Access to clean and safe water is a critical global issue, and the increasing demand for clean water necessitates the development of advanced technologies for efficient water treatment and purification. Nanotechnology, the manipulation of materials at the nanoscale, has emerged as a promising field offering innovative solutions for water remediation. This article explores recent advancements in nanotechnology for water treatment and purification, focusing on the utilization of various nanomaterials and their applications in addressing water contamination challenges [1].

Nanofiltration Membranes: Nanotechnology has revolutionized membranebased water treatment processes. Nanofiltration membranes, engineered at the nanoscale, exhibit enhanced filtration efficiency and selectivity. These membranes can effectively remove contaminants such as heavy metals, nanoparticles, and dissolved organic matter while retaining essential minerals and ions in water. Advances in nanomaterial synthesis and membrane fabrication techniques have enabled the development of high-performance nanofiltration membranes, ensuring efficient water purification and separation. Nanocomposite Adsorbents: Nanocomposite adsorbents have shown great potential for the removal of various contaminants from water. By incorporating nanomaterials such as graphene oxide, carbon nanotubes, or metal-organic frameworks into porous substrates, the adsorption capacity and selectivity of traditional adsorbents can be significantly enhanced. Nanocomposite adsorbents exhibit large surface areas and tailored functionalities, enabling efficient removal of heavy metals, organic pollutants, and emerging contaminants. Moreover, the regeneration and reusability of nanocomposite adsorbents make them sustainable alternatives in water treatment applications [2].

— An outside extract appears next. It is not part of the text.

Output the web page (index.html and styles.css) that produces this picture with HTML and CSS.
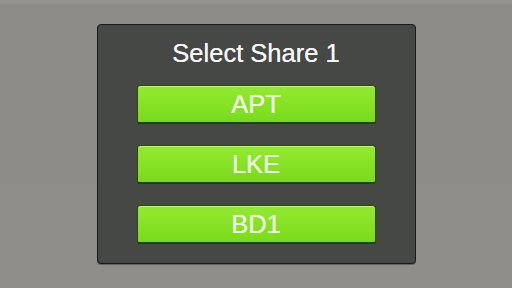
FILE: index.html
```html
<!DOCTYPE html>
<html>
<head>
<meta charset="utf-8">
<link rel="stylesheet" href="styles.css">
</head>
<body>
<div class="screen">
  <div class="dialog">
    <div class="title">Select Share 1</div>
    <div class="options">
      <button class="btn">APT</button>
      <button class="btn">LKE</button>
      <button class="btn">BD1</button>
    </div>
  </div>
</div>
</body>
</html>
```

FILE: styles.css
```css
html, body {
  margin: 0;
  padding: 0;
}
body {
  width: 512px;
  height: 288px;
  overflow: hidden;
  background: #8d8c88;
  font-family: "Liberation Sans", Arial, sans-serif;
}
.screen {
  width: 512px;
  height: 288px;
  display: flex;
  align-items: center;
  justify-content: center;
  background:
    linear-gradient(to bottom, #93928e 0, #93928e 4px, #8a8985 5px, #8d8c88 6px, #8d8c88 186px, #8f8e8a 188px, #8f8e8a 288px);
}
.dialog {
  box-sizing: border-box;
  width: 319px;
  height: 240px;
  background: #464846;
  border: 1px solid #191a19;
  border-radius: 4px;
  box-shadow: 0 1px 0 rgba(0,0,0,0.3);
  display: flex;
  flex-direction: column;
  align-items: center;
  padding-top: 14px;
}
.title {
  color: #f6f6f4;
  font-size: 25.5px;
  line-height: 28px;
  height: 28px;
  margin-bottom: 18px;
  text-shadow: 0 0 0.5px #f6f6f4;
}
.options {
  display: flex;
  flex-direction: column;
  gap: 21px;
}
.btn {
  box-sizing: border-box;
  width: 239px;
  height: 39px;
  margin: 0;
  padding: 0;
  border: 1px solid #2b4a10;
  border-bottom: 2px solid #25400d;
  border-radius: 3px;
  background: linear-gradient(to bottom, #92ea2e 0%, #88e326 45%, #7ada1c 100%);
  box-shadow: inset 0 1px 0 rgba(220,255,170,0.55);
  color: #f2faea;
  font-family: "Liberation Sans", Arial, sans-serif;
  font-size: 25.5px;
  line-height: 25px;
  text-shadow: 0 0 0.5px #f2faea;
  display: flex;
  align-items: center;
  justify-content: center;
}
```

Photocatalysis: Photocatalysis utilizing nanomaterials has gained attention for its ability to degrade organic pollutants and disinfect water through photocatalytic reactions under light irradiation. Semiconductor nanomaterials, such as titanium dioxide and zinc oxide, possess photocatalytic properties that enable the degradation of various organic pollutants into harmless byproducts. The integration of nanoscale photocatalysts into water treatment systems offers a sustainable and energy-efficient approach for water purification, especially in the removal of persistent organic pollutants and microbial contaminants [3].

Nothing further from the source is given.